Why? In this case, "subtly affecting existing code" doesn't apply to
source code; most of the differences are hidden with the clever use of
preprocessor macros. While to a careless observer it may seem that
Mule code looks "the same" in both Mule and non-Mule cases, the fact
is that compiled code differs wildly.
My point is: no, you cannot dynamically load or unload sets of C
preprocessor macros, sorry.
MULE probably can't be localized, but I for one would like to see
it
tried;
See above.
Making people who have little direct interest in MULE conform to
complex coding conventions that they don't understand is bad. If
functions that must be MULE-aware could be localized to a smaller
set of modules, it would be a good thing.

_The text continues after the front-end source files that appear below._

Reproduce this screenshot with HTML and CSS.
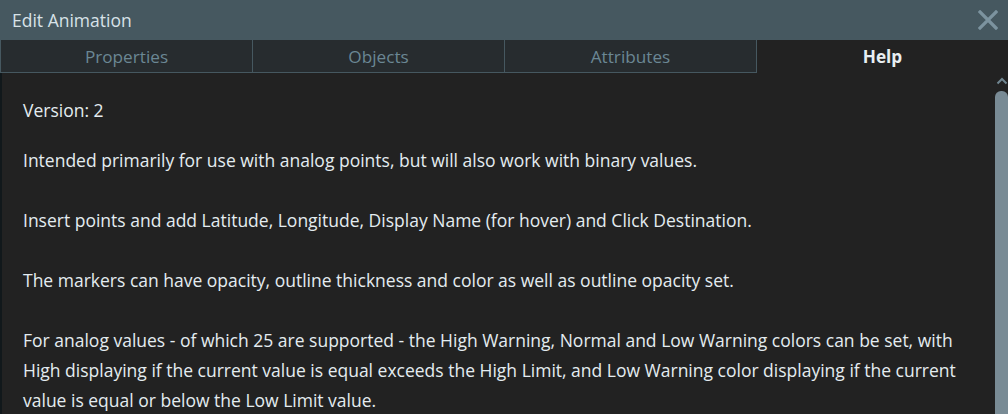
FILE: index.html
```html
<!DOCTYPE html>
<html>
<head>
<meta charset="utf-8">
<link rel="stylesheet" href="styles.css">
</head>
<body>
<div class="dialog">
  <div class="titlebar">
    <span class="title">Edit Animation</span>
    <svg class="close" width="20" height="20" viewBox="0 0 20 20"><path d="M2 2 L18 18 M18 2 L2 18" stroke="#7c939f" stroke-width="3.2" stroke-linecap="square"/></svg>
  </div>
  <div class="tabs">
    <div class="tab">Properties</div>
    <div class="tab">Objects</div>
    <div class="tab">Attributes</div>
    <div class="tab active">Help</div>
  </div>
  <div class="body">
    <div class="content">
      <p class="version">Version: 2</p>
      <p>Intended primarily for use with analog points, but will also work with binary values.</p>
      <p>Insert points and add Latitude, Longitude, Display Name (for hover) and Click Destination.</p>
      <p>The markers can have opacity, outline thickness and color as well as outline opacity set.</p>
      <p>For analog values - of which 25 are supported - the High Warning, Normal and Low Warning colors can be set, with High displaying if the current value is equal exceeds the High Limit, and Low Warning color displaying if the current value is equal or below the Low Limit value.</p>
    </div>
    <div class="scrollbar">
      <svg class="arrow" width="12" height="8" viewBox="0 0 12 8"><path d="M1.5 6.5 L6 2 L10.5 6.5" fill="none" stroke="#6f8590" stroke-width="2"/></svg>
      <div class="thumb"></div>
    </div>
  </div>
</div>
</body>
</html>
```
FILE: styles.css
```css
html, body {
  margin: 0;
  padding: 0;
  background: #222222;
}
.dialog {
  width: 1008px;
  height: 414px;
  overflow: hidden;
  display: flex;
  flex-direction: column;
  font-family: "Open Sans", Lato, sans-serif;
}
.titlebar {
  height: 40px;
  background: #465860;
  display: flex;
  align-items: center;
  justify-content: space-between;
  padding: 0 10px 0 12px;
  flex-shrink: 0;
}
.title {
  color: #d8e2e8;
  font-size: 17.5px;
}
.close {
  display: block;
}
.tabs {
  display: flex;
  height: 33px;
  flex-shrink: 0;
  background: #465860;
  padding-left: 1px;
}
.tab {
  flex: 1;
  background: #272c2f;
  color: #6b8794;
  font-size: 17.2px;
  display: flex;
  align-items: center;
  justify-content: center;
  border-right: 1px solid #465860;
  border-bottom: 1px solid #465860;
}
.tab.active {
  background: #222222;
  color: #e8eef2;
  font-weight: bold;
  border: none;
}
.body {
  flex: 1;
  display: flex;
  border-left: 2px solid #11181b;
  min-height: 0;
}
.content {
  flex: 1;
  padding: 22px 30px 0 21px;
  color: #e4ecf0;
  font-size: 17.5px;
  line-height: 30px;
}
.content p {
  margin: 0 0 30px 0;
}
.content p.version {
  margin-bottom: 20px;
}
.scrollbar {
  width: 13px;
  display: flex;
  flex-direction: column;
  align-items: center;
  padding-top: 4px;
}
.arrow {
  display: block;
  margin-bottom: 6px;
}
.thumb {
  width: 13px;
  flex: 1;
  background: #798b95;
  border-radius: 6px 6px 0 0;
}
```
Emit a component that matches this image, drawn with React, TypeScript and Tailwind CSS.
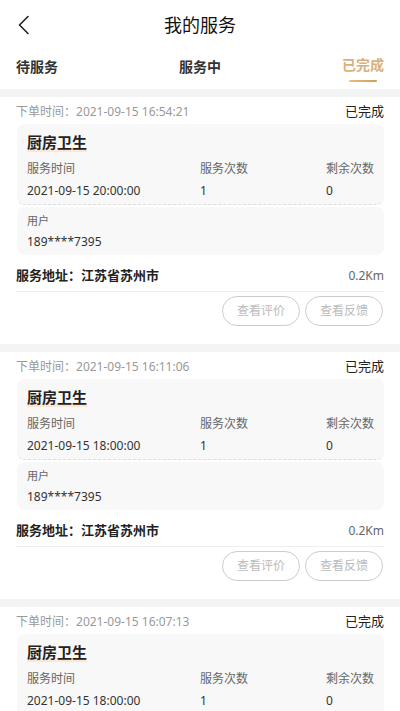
const orders = [
  { id: 1, orderedAt: '2021-09-15 16:54:21', serviceAt: '2021-09-15 20:00:00' },
  { id: 2, orderedAt: '2021-09-15 16:11:06', serviceAt: '2021-09-15 18:00:00' },
  { id: 3, orderedAt: '2021-09-15 16:07:13', serviceAt: '2021-09-15 18:00:00' },
];

function OrderCard({ orderedAt, serviceAt }: { orderedAt: string; serviceAt: string }) {
  return (
    <div className="bg-white px-4 pt-[6px] pb-[18px]">
      <div className="flex items-center justify-between h-[18px]">
        <span className="text-[12px] text-[#999]">下单时间：{orderedAt}</span>
        <span className="text-[13px] text-[#222]">已完成</span>
      </div>
      <div className="mt-[3px] ml-px bg-[#f8f8f8] rounded-lg border-b border-dashed border-[#ddd] px-[10px] pt-[6px] pb-[2px]">
        <div className="h-[24px] flex items-center">
          <span className="text-[15px] font-bold text-[#222] leading-[20px] bg-[linear-gradient(to_bottom,transparent_78%,#fde6d2_78%)]">厨房卫生</span>
        </div>
        <div className="flex mt-[5px] text-[12px] text-[#666] h-[20px] items-center">
          <span className="w-[173px]">服务时间</span>
          <span className="flex-1">服务次数</span>
          <span className="w-[48px]">剩余次数</span>
        </div>
        <div className="flex mt-px text-[12px] text-[#333] h-[22px] items-center">
          <span className="w-[173px]">{serviceAt}</span>
          <span className="flex-1">1</span>
          <span className="w-[48px]">0</span>
        </div>
      </div>
      <div className="mt-[2px] ml-px bg-[#f8f8f8] rounded-lg px-[10px] pt-[5px] pb-[2px]">
        <div className="text-[11px] text-[#666] h-[18px] flex items-center">用户</div>
        <div className="text-[12px] text-[#333] h-[22px] flex items-center mt-px">189****7395</div>
      </div>
      <div className="flex items-center justify-between h-[22px] mt-[10px]">
        <span className="text-[13px] font-bold text-[#222]">服务地址：江苏省苏州市</span>
        <span className="text-[12px] text-[#666]">0.2Km</span>
      </div>
      <div className="border-t border-[#eee] mt-[4px]" />
      <div className="flex justify-end gap-[5px] mt-[4px] pr-px">
        <button className="w-[78px] h-[30px] rounded-full border border-[#ccc] text-[12px] text-[#bbb]">查看评价</button>
        <button className="w-[78px] h-[30px] rounded-full border border-[#ccc] text-[12px] text-[#bbb]">查看反馈</button>
      </div>
    </div>
  );
}

export default function App() {
  return (
    <div className="w-[400px] h-[711px] overflow-hidden bg-[#f4f4f4] font-['Noto_Sans','Noto_Sans_CJK_SC',sans-serif]">
      <div className="bg-white">
        <div className="relative h-[50px] flex items-center justify-center">
          <svg className="absolute left-[16px] top-[15px]" width="16" height="20" viewBox="0 0 16 20" fill="none">
            <path d="M12 1.5 L3.5 10 L12 18.5" stroke="#222" strokeWidth="1.6" strokeLinecap="round" strokeLinejoin="round" />
          </svg>
          <span className="text-[18px] text-[#111]">我的服务</span>
        </div>
        <div className="flex items-center justify-between px-4 h-[39px]">
          <span className="text-[14px] font-bold text-[#333] pb-[6px]">待服务</span>
          <span className="text-[14px] font-bold text-[#333] pb-[6px]">服务中</span>
          <span className="flex flex-col items-center pb-[4px]">
            <span className="text-[14px] font-bold text-[#d9b07c]">已完成</span>
            <span className="w-[28px] h-[2px] mt-[5px] rounded-full bg-[linear-gradient(to_right,#e9bd84,#d49a5c)]" />
          </span>
        </div>
      </div>
      <div className="flex flex-col gap-2 mt-2">
        {orders.map(o => (
          <OrderCard key={o.id} orderedAt={o.orderedAt} serviceAt={o.serviceAt} />
        ))}
      </div>
    </div>
  );
}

You can't localize general concepts like "characters are not 1 byte".
If third-party contributors don't understand Mule coding conventions,
too bad for them. Besides, the conventions are not all that complex,
once you get to know them -- which goes for the rest of the XEmacs C
sources.
Olivier Galibert was working on the possibility of different buffer
alignments, with what result I don't know.
I didn't say there cannot be parallel Mule implementations in a single
source tree. I only think that it is impossible to have parallel Mule
implementations in a single XEmacs binary.